**RECORDS FOR THIS TASK**
========

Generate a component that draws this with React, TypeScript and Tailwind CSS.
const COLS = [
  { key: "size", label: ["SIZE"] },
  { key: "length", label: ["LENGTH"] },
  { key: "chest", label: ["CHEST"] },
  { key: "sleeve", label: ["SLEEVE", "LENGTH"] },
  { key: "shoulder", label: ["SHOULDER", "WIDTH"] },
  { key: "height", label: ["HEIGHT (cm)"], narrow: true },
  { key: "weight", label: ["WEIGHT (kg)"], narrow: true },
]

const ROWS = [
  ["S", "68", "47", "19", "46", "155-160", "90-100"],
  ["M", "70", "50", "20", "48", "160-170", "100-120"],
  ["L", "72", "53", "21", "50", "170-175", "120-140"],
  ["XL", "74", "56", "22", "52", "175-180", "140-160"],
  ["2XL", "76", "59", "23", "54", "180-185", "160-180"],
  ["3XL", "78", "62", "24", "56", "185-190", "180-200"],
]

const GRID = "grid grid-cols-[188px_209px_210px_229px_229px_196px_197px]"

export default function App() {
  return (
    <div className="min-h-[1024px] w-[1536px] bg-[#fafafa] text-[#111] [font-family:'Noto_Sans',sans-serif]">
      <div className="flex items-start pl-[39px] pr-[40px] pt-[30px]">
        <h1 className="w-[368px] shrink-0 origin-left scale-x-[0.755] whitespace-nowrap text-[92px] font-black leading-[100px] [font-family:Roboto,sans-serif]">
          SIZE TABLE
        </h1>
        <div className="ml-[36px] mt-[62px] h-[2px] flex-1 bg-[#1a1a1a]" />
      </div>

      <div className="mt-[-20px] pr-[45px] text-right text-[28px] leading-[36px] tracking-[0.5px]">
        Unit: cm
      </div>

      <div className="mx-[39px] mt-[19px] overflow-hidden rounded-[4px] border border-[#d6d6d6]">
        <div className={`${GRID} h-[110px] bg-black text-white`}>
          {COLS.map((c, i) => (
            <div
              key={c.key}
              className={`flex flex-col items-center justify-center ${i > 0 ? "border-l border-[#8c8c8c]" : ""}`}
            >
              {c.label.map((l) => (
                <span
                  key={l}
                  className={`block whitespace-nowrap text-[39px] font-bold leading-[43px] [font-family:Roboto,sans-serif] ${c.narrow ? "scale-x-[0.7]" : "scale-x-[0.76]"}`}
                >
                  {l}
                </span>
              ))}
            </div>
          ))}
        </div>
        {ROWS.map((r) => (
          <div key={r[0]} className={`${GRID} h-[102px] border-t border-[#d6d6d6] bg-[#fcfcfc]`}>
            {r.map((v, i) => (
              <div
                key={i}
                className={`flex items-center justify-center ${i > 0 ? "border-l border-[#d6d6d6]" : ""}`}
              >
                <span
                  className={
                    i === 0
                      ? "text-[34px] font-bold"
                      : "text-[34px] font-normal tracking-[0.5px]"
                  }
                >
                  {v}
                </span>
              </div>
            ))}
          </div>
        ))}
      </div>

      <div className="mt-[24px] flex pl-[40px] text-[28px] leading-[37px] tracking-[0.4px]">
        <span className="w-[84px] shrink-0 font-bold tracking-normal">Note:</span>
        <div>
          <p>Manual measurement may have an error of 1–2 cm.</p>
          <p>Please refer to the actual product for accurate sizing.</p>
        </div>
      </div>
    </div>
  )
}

========

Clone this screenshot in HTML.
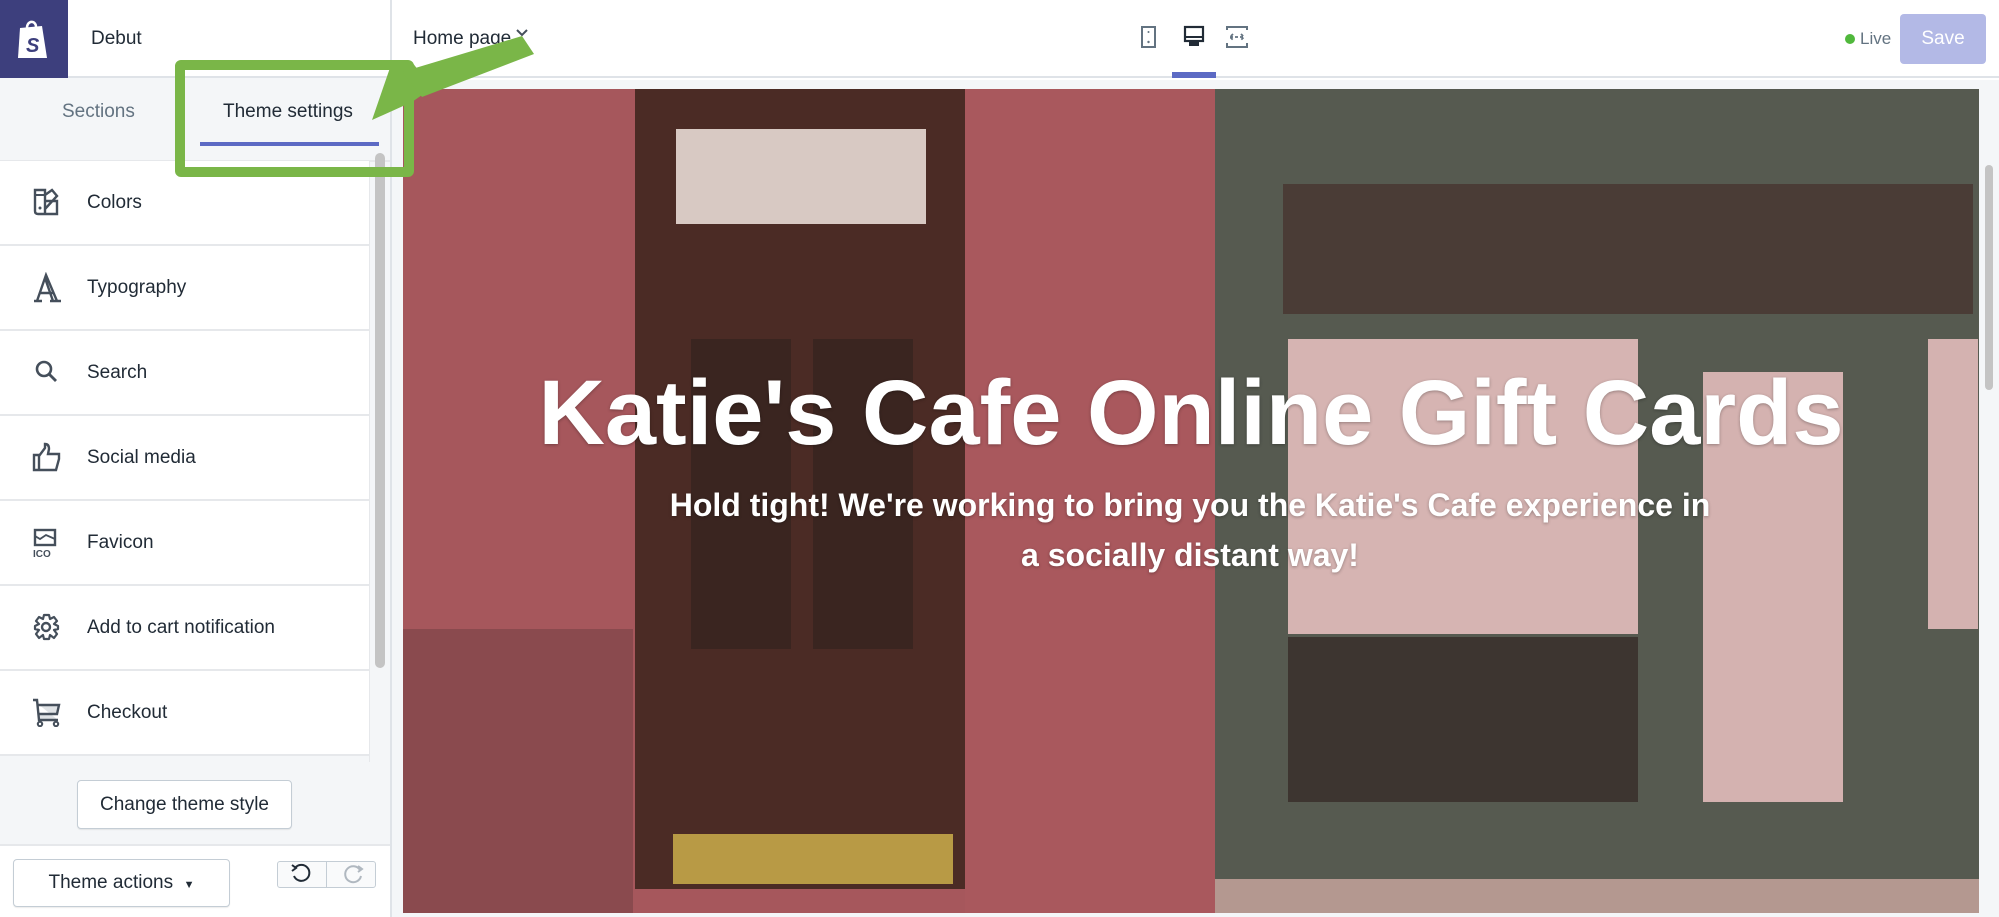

========

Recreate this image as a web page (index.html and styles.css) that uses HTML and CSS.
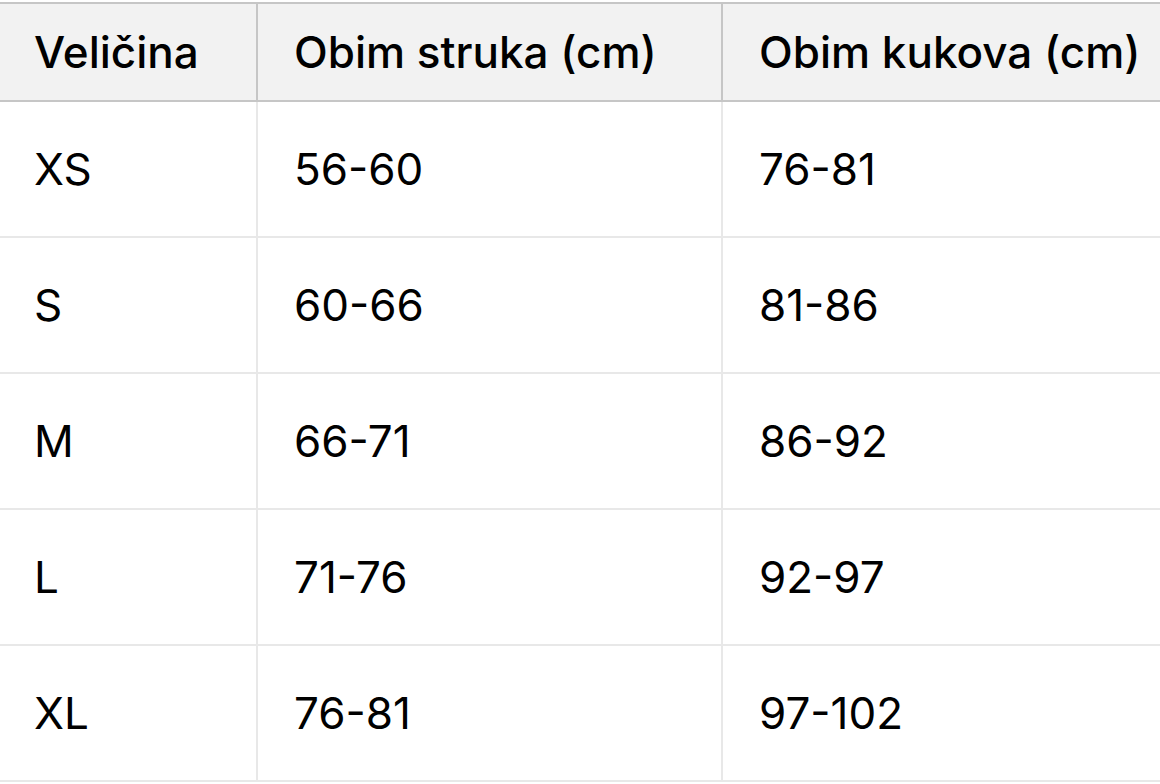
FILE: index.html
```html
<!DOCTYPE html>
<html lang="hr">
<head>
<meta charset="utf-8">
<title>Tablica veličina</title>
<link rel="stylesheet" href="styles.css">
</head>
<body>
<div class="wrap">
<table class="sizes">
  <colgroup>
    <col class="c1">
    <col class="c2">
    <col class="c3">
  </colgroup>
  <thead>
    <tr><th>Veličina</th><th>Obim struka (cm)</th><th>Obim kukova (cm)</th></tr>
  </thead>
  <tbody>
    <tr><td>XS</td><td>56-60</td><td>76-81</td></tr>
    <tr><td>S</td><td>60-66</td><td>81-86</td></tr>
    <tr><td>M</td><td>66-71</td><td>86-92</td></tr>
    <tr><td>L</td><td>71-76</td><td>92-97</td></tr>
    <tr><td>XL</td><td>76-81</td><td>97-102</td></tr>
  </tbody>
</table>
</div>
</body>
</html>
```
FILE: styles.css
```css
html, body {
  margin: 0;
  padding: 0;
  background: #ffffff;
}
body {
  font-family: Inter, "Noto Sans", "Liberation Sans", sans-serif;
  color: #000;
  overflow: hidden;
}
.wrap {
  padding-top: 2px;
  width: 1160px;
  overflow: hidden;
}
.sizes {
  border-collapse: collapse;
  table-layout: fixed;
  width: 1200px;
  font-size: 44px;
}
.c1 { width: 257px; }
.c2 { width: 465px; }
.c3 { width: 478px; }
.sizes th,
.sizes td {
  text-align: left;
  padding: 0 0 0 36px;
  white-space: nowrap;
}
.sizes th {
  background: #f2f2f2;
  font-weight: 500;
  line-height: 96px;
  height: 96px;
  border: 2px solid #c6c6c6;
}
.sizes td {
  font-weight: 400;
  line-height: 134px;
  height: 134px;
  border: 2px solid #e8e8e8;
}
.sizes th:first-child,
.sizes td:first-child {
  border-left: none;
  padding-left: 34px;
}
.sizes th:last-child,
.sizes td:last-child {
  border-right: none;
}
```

========

**TASK DESCRIPTION**
State how many lines of the data include the word "that", with nothing else.

**RESULT BELOW**
2